The State of AI in Productivity Tools 2025 report published by Gartner confirms a significant increase in the adoption of these features among users managing large volumes of daily content. AI reduces the time spent manually organizing notes.
Concrete limits of automation
Automatic suggestions work well for short and structured notes. However, for long notes or hybrid documents that mix text, images, and links, the results lose relevance.
- Automatically generated tags require manual verification to avoid duplicates or overly vague categories
- Links between notes suggested by AI sometimes create artificial connections that clutter navigation
- Smart summaries shorten nuances that the user had deliberately developed
An effective note management system thus combines automation for initial sorting and human review for the final structure. Delegating classification to AI without proofreading creates more noise than clarity.
Data privacy in online task applications
The extension of GDPR in 2024 to online task management applications imposes mandatory annual audits for European providers. This regulatory constraint has led to a downward trend in reported security incidents among major market players.
This point often goes unnoticed in tool comparisons. Checking the GDPR compliance of a note-taking application protects your personal and professional data. Solutions hosted outside the European Union are not subject to the same audit obligations.
Verification criteria before choosing a tool
- Location of storage servers: prefer hosting in Europe to remain under GDPR regulations
- Encryption policy: check if encryption is end-to-end or only in transit
- Possibility of complete data export in an open format (Markdown, JSON, CSV)
- Transparency regarding security audits: some publishers publish their reports, others do not
The choice of a tool for managing lists and notes daily is not limited to ergonomics. Exporting data in an open format ensures that you are never locked into a vendor.

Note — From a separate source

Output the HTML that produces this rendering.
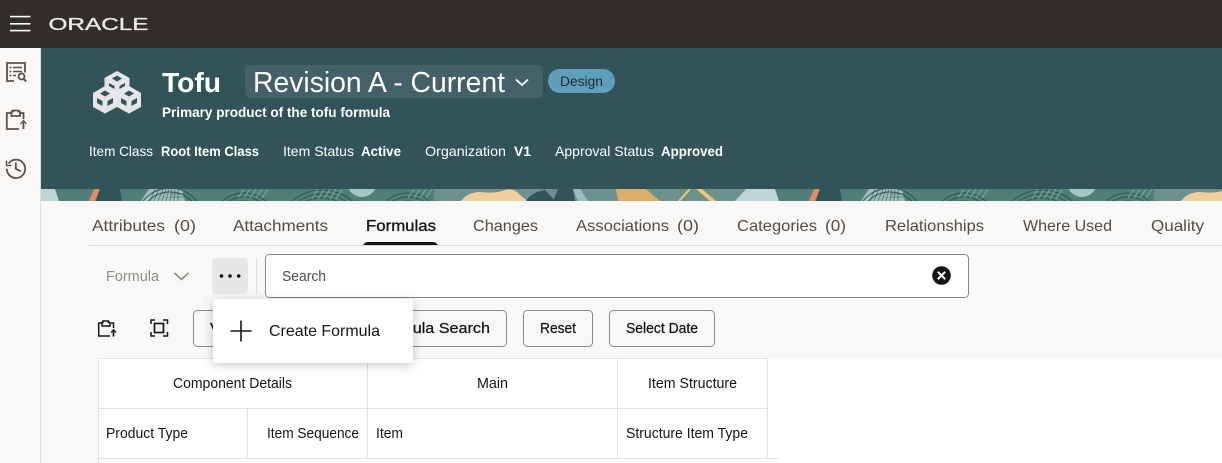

Task overload fatigue: a method problem, not a tool problem
Professional users report increased fatigue related to task accumulation in popular applications. Multiplying lists without regularly purging them turns a productivity tool into a source of stress.
The problem does not come from the application itself. It stems from the lack of a weekly review. A task list that grows without ever being trimmed loses its function as a daily guide. A weekly review of your lists halves the feeling of overwhelm.
Google Tasks, Todoist, or Notion all offer views filtered by date or project. Using these filters to see only the tasks for the day or week reduces cognitive load. Conversely, displaying an entire backlog of several dozen items has the opposite effect.
Managing your lists and notes online daily relies on three decisions: the desired degree of customization, the required level of privacy, and the discipline of sorting. The tools may change, but these three criteria remain the same.